Web page code records
......

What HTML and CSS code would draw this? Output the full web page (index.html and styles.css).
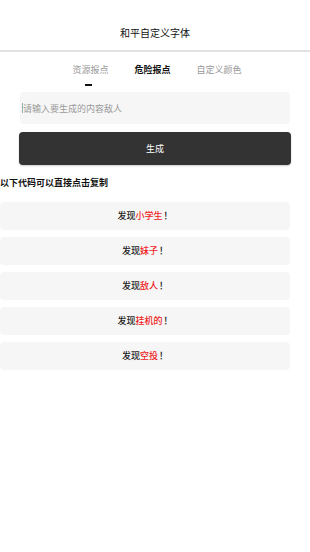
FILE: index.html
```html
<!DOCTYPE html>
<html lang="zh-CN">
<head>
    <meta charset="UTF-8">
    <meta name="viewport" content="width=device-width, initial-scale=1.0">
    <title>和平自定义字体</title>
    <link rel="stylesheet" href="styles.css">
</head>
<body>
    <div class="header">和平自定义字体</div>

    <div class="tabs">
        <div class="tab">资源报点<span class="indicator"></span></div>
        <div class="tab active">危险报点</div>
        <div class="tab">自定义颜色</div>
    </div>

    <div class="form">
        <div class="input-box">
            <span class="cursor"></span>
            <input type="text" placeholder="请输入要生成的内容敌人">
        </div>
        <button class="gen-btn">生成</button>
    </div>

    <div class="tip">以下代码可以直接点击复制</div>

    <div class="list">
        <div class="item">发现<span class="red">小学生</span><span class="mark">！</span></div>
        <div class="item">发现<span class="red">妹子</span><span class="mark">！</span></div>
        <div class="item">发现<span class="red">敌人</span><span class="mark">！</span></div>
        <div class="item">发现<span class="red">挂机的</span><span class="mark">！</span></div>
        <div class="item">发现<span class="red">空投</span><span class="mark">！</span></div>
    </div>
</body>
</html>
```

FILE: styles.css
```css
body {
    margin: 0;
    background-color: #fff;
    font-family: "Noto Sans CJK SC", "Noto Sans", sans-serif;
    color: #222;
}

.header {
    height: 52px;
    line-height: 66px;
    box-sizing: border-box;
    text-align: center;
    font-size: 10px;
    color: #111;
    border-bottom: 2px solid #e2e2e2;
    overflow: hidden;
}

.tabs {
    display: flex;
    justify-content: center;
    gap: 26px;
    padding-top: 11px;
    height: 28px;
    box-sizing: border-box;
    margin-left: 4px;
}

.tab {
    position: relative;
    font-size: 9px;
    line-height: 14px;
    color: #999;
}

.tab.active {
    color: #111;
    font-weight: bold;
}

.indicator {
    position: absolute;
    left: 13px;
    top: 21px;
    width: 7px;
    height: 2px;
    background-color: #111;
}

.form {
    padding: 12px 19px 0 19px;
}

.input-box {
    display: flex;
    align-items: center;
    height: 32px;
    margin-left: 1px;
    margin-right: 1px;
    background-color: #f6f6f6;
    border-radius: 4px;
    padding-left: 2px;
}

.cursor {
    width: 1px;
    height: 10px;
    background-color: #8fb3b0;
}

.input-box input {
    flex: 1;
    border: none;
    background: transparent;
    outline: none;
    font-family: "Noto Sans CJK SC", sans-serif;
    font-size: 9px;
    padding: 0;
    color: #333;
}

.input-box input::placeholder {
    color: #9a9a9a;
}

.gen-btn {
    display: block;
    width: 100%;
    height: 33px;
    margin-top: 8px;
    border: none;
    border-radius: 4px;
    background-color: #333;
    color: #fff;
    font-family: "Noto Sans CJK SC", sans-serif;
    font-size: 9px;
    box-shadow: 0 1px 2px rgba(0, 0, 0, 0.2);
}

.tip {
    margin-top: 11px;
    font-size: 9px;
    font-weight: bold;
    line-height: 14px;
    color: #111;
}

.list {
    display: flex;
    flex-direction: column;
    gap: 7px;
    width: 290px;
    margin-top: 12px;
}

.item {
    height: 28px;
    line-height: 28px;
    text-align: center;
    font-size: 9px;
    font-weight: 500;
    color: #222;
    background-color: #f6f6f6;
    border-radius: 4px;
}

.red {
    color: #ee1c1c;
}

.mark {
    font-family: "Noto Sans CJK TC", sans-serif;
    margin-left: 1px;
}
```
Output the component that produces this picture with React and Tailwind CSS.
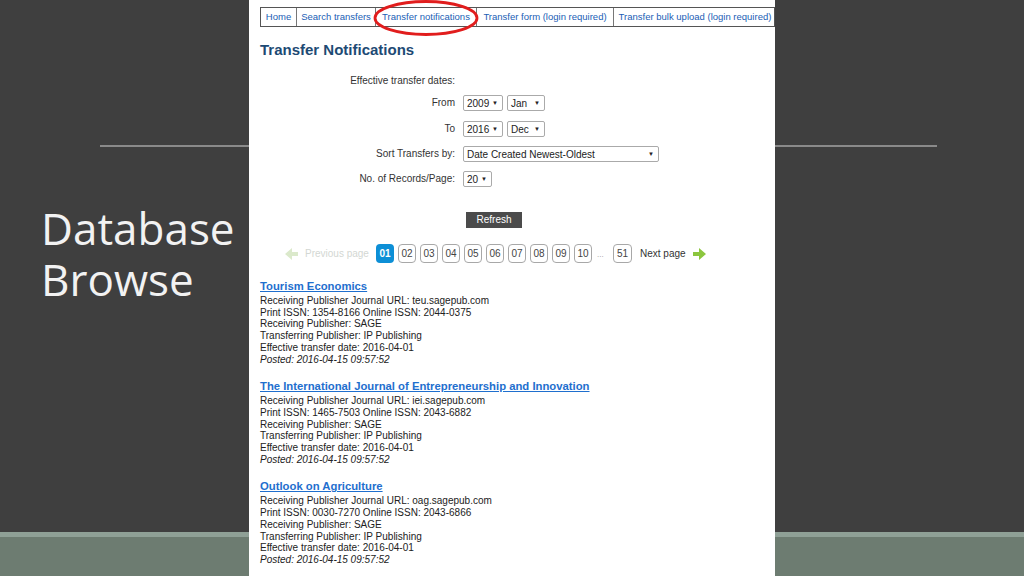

......

## [EXERCISE OBJECTIVE]
Isolate each line of the listing above that includes "styles". Copy it.

## [COMPLETE OUTPUT]
What HTML and CSS code would draw this? Output the full web page (index.html and styles.css).
    <link rel="stylesheet" href="styles.css">
FILE: styles.css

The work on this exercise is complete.